## EXTRACTED DATA

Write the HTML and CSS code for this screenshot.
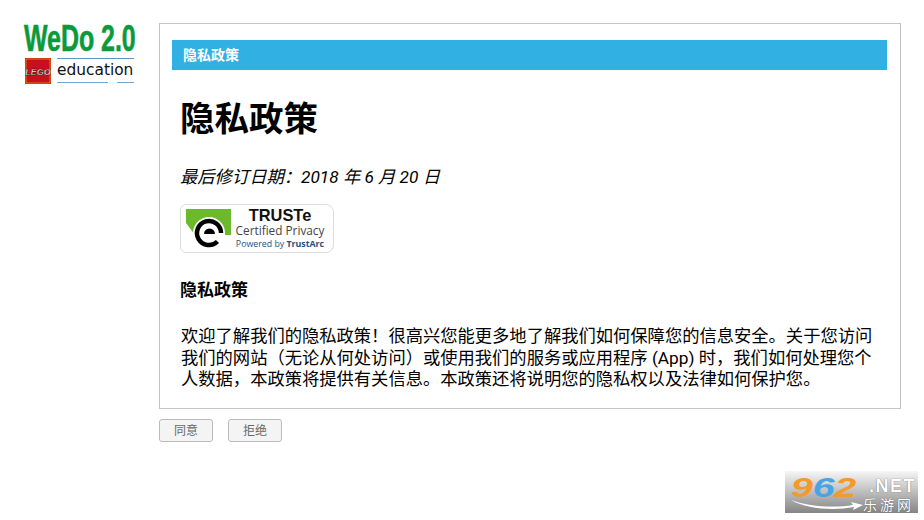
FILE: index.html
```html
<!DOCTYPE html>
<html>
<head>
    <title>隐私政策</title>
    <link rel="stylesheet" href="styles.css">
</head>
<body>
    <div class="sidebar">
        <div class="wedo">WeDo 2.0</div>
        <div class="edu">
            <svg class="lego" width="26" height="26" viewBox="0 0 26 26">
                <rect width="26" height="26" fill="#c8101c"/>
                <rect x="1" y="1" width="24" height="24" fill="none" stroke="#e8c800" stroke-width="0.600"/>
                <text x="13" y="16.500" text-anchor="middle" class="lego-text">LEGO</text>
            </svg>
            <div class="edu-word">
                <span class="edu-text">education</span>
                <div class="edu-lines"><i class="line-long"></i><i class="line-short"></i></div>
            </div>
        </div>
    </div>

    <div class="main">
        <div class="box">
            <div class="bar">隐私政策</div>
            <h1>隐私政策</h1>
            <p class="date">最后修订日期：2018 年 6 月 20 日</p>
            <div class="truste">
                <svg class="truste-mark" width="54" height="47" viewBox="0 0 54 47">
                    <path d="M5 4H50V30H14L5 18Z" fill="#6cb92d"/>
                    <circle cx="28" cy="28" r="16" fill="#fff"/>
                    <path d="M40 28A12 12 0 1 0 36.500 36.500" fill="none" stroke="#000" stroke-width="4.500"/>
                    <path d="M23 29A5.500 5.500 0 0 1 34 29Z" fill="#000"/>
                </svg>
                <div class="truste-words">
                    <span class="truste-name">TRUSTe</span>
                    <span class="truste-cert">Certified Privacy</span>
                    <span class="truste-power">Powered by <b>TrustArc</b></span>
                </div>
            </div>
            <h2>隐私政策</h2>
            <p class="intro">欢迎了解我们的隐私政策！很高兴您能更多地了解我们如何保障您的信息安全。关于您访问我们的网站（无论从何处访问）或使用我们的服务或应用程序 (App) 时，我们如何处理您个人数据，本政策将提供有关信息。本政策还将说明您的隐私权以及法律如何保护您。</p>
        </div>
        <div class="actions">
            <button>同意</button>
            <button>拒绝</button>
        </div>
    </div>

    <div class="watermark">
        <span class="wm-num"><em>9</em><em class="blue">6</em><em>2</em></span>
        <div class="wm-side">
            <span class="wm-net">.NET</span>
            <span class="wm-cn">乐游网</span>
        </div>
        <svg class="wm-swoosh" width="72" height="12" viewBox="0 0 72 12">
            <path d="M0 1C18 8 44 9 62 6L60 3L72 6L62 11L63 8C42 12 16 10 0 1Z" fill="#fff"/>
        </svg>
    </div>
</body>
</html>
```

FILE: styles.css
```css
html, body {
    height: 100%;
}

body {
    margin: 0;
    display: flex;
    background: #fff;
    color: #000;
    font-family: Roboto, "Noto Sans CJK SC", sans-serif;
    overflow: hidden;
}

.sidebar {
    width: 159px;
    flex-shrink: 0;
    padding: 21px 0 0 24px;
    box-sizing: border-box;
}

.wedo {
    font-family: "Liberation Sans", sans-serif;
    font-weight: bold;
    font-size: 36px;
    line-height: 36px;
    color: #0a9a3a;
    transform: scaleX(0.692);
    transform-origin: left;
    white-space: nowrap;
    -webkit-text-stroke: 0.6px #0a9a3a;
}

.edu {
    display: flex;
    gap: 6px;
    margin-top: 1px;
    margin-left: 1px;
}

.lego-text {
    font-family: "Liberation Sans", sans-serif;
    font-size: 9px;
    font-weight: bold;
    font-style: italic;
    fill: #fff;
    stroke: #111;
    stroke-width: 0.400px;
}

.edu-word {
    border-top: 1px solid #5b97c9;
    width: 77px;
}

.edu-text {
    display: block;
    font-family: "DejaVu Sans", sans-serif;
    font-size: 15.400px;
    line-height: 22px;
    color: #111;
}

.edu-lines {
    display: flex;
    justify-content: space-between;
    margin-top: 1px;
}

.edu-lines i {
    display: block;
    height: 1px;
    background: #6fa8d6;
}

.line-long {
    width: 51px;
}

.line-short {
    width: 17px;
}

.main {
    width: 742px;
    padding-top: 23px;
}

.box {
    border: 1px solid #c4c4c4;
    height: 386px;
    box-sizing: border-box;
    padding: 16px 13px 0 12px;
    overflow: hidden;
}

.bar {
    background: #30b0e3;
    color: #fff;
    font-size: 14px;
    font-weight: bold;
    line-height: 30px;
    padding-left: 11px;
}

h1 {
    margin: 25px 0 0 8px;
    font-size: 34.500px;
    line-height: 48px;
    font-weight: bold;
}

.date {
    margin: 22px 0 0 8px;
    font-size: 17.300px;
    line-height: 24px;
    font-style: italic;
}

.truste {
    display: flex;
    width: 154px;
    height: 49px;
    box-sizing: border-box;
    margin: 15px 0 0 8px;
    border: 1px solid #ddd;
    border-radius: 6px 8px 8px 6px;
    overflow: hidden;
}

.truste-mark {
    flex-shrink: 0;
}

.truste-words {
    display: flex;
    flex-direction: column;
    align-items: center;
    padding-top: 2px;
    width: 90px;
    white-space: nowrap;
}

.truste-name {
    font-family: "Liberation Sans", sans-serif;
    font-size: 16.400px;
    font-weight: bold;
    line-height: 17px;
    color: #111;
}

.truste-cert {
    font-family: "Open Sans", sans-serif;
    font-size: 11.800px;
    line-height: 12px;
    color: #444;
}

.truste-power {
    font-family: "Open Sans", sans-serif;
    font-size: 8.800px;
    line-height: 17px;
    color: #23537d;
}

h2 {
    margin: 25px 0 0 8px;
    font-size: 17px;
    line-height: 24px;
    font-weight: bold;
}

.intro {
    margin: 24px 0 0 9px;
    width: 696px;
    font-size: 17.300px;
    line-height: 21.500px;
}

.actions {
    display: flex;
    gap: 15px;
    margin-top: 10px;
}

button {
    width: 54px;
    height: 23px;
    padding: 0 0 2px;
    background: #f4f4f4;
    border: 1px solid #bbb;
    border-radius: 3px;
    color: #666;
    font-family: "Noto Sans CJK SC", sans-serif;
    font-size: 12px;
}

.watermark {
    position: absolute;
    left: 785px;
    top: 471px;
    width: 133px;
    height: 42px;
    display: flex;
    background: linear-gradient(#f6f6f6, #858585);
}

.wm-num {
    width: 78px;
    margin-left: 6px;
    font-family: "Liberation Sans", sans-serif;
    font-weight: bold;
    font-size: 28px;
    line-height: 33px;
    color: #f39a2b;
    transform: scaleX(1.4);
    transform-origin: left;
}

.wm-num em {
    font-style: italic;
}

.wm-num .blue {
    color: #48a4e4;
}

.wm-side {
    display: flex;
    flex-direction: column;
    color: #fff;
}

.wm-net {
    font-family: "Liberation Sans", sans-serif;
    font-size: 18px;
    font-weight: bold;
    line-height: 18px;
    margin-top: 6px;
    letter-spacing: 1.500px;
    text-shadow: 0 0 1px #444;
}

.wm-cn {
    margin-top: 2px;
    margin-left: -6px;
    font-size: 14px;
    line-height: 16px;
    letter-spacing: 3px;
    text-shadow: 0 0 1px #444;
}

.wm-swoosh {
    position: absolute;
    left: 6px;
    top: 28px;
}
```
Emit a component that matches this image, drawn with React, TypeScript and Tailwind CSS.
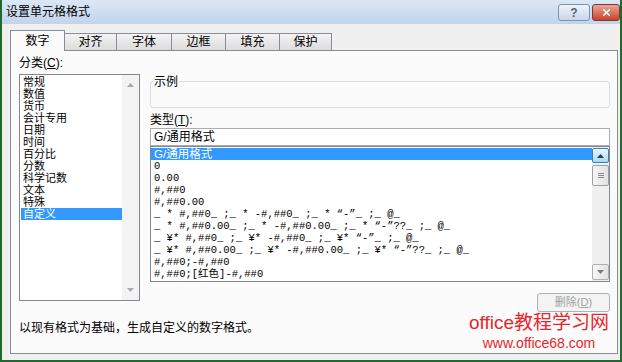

## REQUIREMENT
Make an exact copy of the records shown above, without the pictures.

## RESPONSE BELOW
Write the HTML and CSS code for this screenshot.
FILE: index.html
```html
<!DOCTYPE html>
<html>
<head>
    <title>隐私政策</title>
    <link rel="stylesheet" href="styles.css">
</head>
<body>
    <div class="sidebar">
        <div class="wedo">WeDo 2.0</div>
        <div class="edu">
            <svg class="lego" width="26" height="26" viewBox="0 0 26 26">
                <rect width="26" height="26" fill="#c8101c"/>
                <rect x="1" y="1" width="24" height="24" fill="none" stroke="#e8c800" stroke-width="0.600"/>
                <text x="13" y="16.500" text-anchor="middle" class="lego-text">LEGO</text>
            </svg>
            <div class="edu-word">
                <span class="edu-text">education</span>
                <div class="edu-lines"><i class="line-long"></i><i class="line-short"></i></div>
            </div>
        </div>
    </div>

    <div class="main">
        <div class="box">
            <div class="bar">隐私政策</div>
            <h1>隐私政策</h1>
            <p class="date">最后修订日期：2018 年 6 月 20 日</p>
            <div class="truste">
                <svg class="truste-mark" width="54" height="47" viewBox="0 0 54 47">
                    <path d="M5 4H50V30H14L5 18Z" fill="#6cb92d"/>
                    <circle cx="28" cy="28" r="16" fill="#fff"/>
                    <path d="M40 28A12 12 0 1 0 36.500 36.500" fill="none" stroke="#000" stroke-width="4.500"/>
                    <path d="M23 29A5.500 5.500 0 0 1 34 29Z" fill="#000"/>
                </svg>
                <div class="truste-words">
                    <span class="truste-name">TRUSTe</span>
                    <span class="truste-cert">Certified Privacy</span>
                    <span class="truste-power">Powered by <b>TrustArc</b></span>
                </div>
            </div>
            <h2>隐私政策</h2>
            <p class="intro">欢迎了解我们的隐私政策！很高兴您能更多地了解我们如何保障您的信息安全。关于您访问我们的网站（无论从何处访问）或使用我们的服务或应用程序 (App) 时，我们如何处理您个人数据，本政策将提供有关信息。本政策还将说明您的隐私权以及法律如何保护您。</p>
        </div>
        <div class="actions">
            <button>同意</button>
            <button>拒绝</button>
        </div>
    </div>

    <div class="watermark">
        <span class="wm-num"><em>9</em><em class="blue">6</em><em>2</em></span>
        <div class="wm-side">
            <span class="wm-net">.NET</span>
            <span class="wm-cn">乐游网</span>
        </div>
        <svg class="wm-swoosh" width="72" height="12" viewBox="0 0 72 12">
            <path d="M0 1C18 8 44 9 62 6L60 3L72 6L62 11L63 8C42 12 16 10 0 1Z" fill="#fff"/>
        </svg>
    </div>
</body>
</html>
```

FILE: styles.css
```css
html, body {
    height: 100%;
}

body {
    margin: 0;
    display: flex;
    background: #fff;
    color: #000;
    font-family: Roboto, "Noto Sans CJK SC", sans-serif;
    overflow: hidden;
}

.sidebar {
    width: 159px;
    flex-shrink: 0;
    padding: 21px 0 0 24px;
    box-sizing: border-box;
}

.wedo {
    font-family: "Liberation Sans", sans-serif;
    font-weight: bold;
    font-size: 36px;
    line-height: 36px;
    color: #0a9a3a;
    transform: scaleX(0.692);
    transform-origin: left;
    white-space: nowrap;
    -webkit-text-stroke: 0.6px #0a9a3a;
}

.edu {
    display: flex;
    gap: 6px;
    margin-top: 1px;
    margin-left: 1px;
}

.lego-text {
    font-family: "Liberation Sans", sans-serif;
    font-size: 9px;
    font-weight: bold;
    font-style: italic;
    fill: #fff;
    stroke: #111;
    stroke-width: 0.400px;
}

.edu-word {
    border-top: 1px solid #5b97c9;
    width: 77px;
}

.edu-text {
    display: block;
    font-family: "DejaVu Sans", sans-serif;
    font-size: 15.400px;
    line-height: 22px;
    color: #111;
}

.edu-lines {
    display: flex;
    justify-content: space-between;
    margin-top: 1px;
}

.edu-lines i {
    display: block;
    height: 1px;
    background: #6fa8d6;
}

.line-long {
    width: 51px;
}

.line-short {
    width: 17px;
}

.main {
    width: 742px;
    padding-top: 23px;
}

.box {
    border: 1px solid #c4c4c4;
    height: 386px;
    box-sizing: border-box;
    padding: 16px 13px 0 12px;
    overflow: hidden;
}

.bar {
    background: #30b0e3;
    color: #fff;
    font-size: 14px;
    font-weight: bold;
    line-height: 30px;
    padding-left: 11px;
}

h1 {
    margin: 25px 0 0 8px;
    font-size: 34.500px;
    line-height: 48px;
    font-weight: bold;
}

.date {
    margin: 22px 0 0 8px;
    font-size: 17.300px;
    line-height: 24px;
    font-style: italic;
}

.truste {
    display: flex;
    width: 154px;
    height: 49px;
    box-sizing: border-box;
    margin: 15px 0 0 8px;
    border: 1px solid #ddd;
    border-radius: 6px 8px 8px 6px;
    overflow: hidden;
}

.truste-mark {
    flex-shrink: 0;
}

.truste-words {
    display: flex;
    flex-direction: column;
    align-items: center;
    padding-top: 2px;
    width: 90px;
    white-space: nowrap;
}

.truste-name {
    font-family: "Liberation Sans", sans-serif;
    font-size: 16.400px;
    font-weight: bold;
    line-height: 17px;
    color: #111;
}

.truste-cert {
    font-family: "Open Sans", sans-serif;
    font-size: 11.800px;
    line-height: 12px;
    color: #444;
}

.truste-power {
    font-family: "Open Sans", sans-serif;
    font-size: 8.800px;
    line-height: 17px;
    color: #23537d;
}

h2 {
    margin: 25px 0 0 8px;
    font-size: 17px;
    line-height: 24px;
    font-weight: bold;
}

.intro {
    margin: 24px 0 0 9px;
    width: 696px;
    font-size: 17.300px;
    line-height: 21.500px;
}

.actions {
    display: flex;
    gap: 15px;
    margin-top: 10px;
}

button {
    width: 54px;
    height: 23px;
    padding: 0 0 2px;
    background: #f4f4f4;
    border: 1px solid #bbb;
    border-radius: 3px;
    color: #666;
    font-family: "Noto Sans CJK SC", sans-serif;
    font-size: 12px;
}

.watermark {
    position: absolute;
    left: 785px;
    top: 471px;
    width: 133px;
    height: 42px;
    display: flex;
    background: linear-gradient(#f6f6f6, #858585);
}

.wm-num {
    width: 78px;
    margin-left: 6px;
    font-family: "Liberation Sans", sans-serif;
    font-weight: bold;
    font-size: 28px;
    line-height: 33px;
    color: #f39a2b;
    transform: scaleX(1.4);
    transform-origin: left;
}

.wm-num em {
    font-style: italic;
}

.wm-num .blue {
    color: #48a4e4;
}

.wm-side {
    display: flex;
    flex-direction: column;
    color: #fff;
}

.wm-net {
    font-family: "Liberation Sans", sans-serif;
    font-size: 18px;
    font-weight: bold;
    line-height: 18px;
    margin-top: 6px;
    letter-spacing: 1.500px;
    text-shadow: 0 0 1px #444;
}

.wm-cn {
    margin-top: 2px;
    margin-left: -6px;
    font-size: 14px;
    line-height: 16px;
    letter-spacing: 3px;
    text-shadow: 0 0 1px #444;
}

.wm-swoosh {
    position: absolute;
    left: 6px;
    top: 28px;
}
```
Emit a component that matches this image, drawn with React, TypeScript and Tailwind CSS.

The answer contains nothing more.